Velma Anderson of Bloomington was the last surviving hostage of the infamous O'Kasick brothers kidnappings of 1957 in which two Minneapolis police officers were shot.
Anderson and her husband, since deceased, were forced to pull over by a car carrying three fleeing gunmen who had just killed patrolman Robert Fossum, 31, and critically injured officer Ward Canfield. They took her hostage for about 25 minutes before dumping her in a south Minneapolis alley.
The notorious story was covered in two books, True Detective magazine and in Lee Marvin's "Lawbreakers" television show, in which the Andersons portrayed themselves.

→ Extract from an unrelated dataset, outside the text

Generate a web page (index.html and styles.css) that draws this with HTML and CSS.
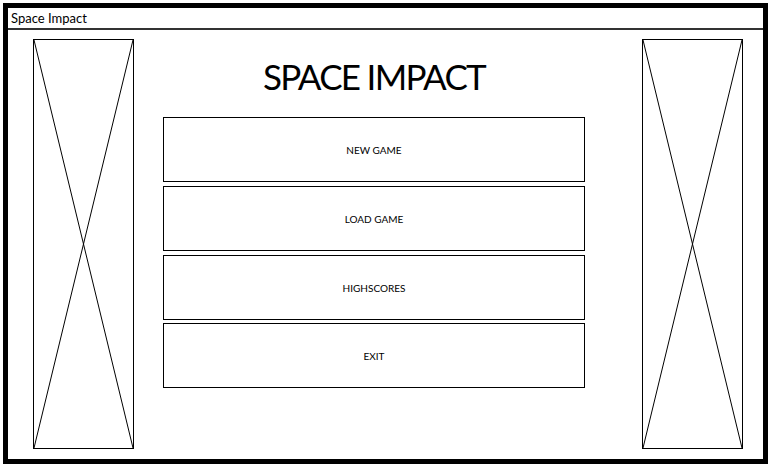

Anderson, 87, died Saturday from congestive heart failure at a Bloomington nursing home, said daughter Roxanne Duvick, of Shakopee.
She said her mother's upbeat outlook didn't change after the horrific abduction or her later loss of an eye in a fall. Duvick said her mom spent nearly 20 years making ceramic figures, especially Santas, and helping others make and fire their ceramics at the Creekside Senior Center in Bloomington. She also worked as a Bloomington school cook.
"She was very friendly, always willing to help out," said a friend, Agnes Scepurek. She said Anderson liked celebrating birthdays with her girlfriends at Old Country Buffet, but she never mentioned her frightening kidnapping of Aug. 17, 1957.
All Minneapolis police cars were called out that night to track the cop killers, who were confronted four weeks later in a second shootout. Roger and Ronald O'Kasick and their hostage, Eugene Lindgren, were killed in what is now Carlos Avery Wildlife Area in Anoka County.
A younger brother, James, 20, received consecutive sentences totaling more than 100 years for his role in Fossum's slaying, Anderson's kidnapping and Lindgren's kidnapping and death, news stories said. O'Kasick killed himself in prison a year after Lindgren's death.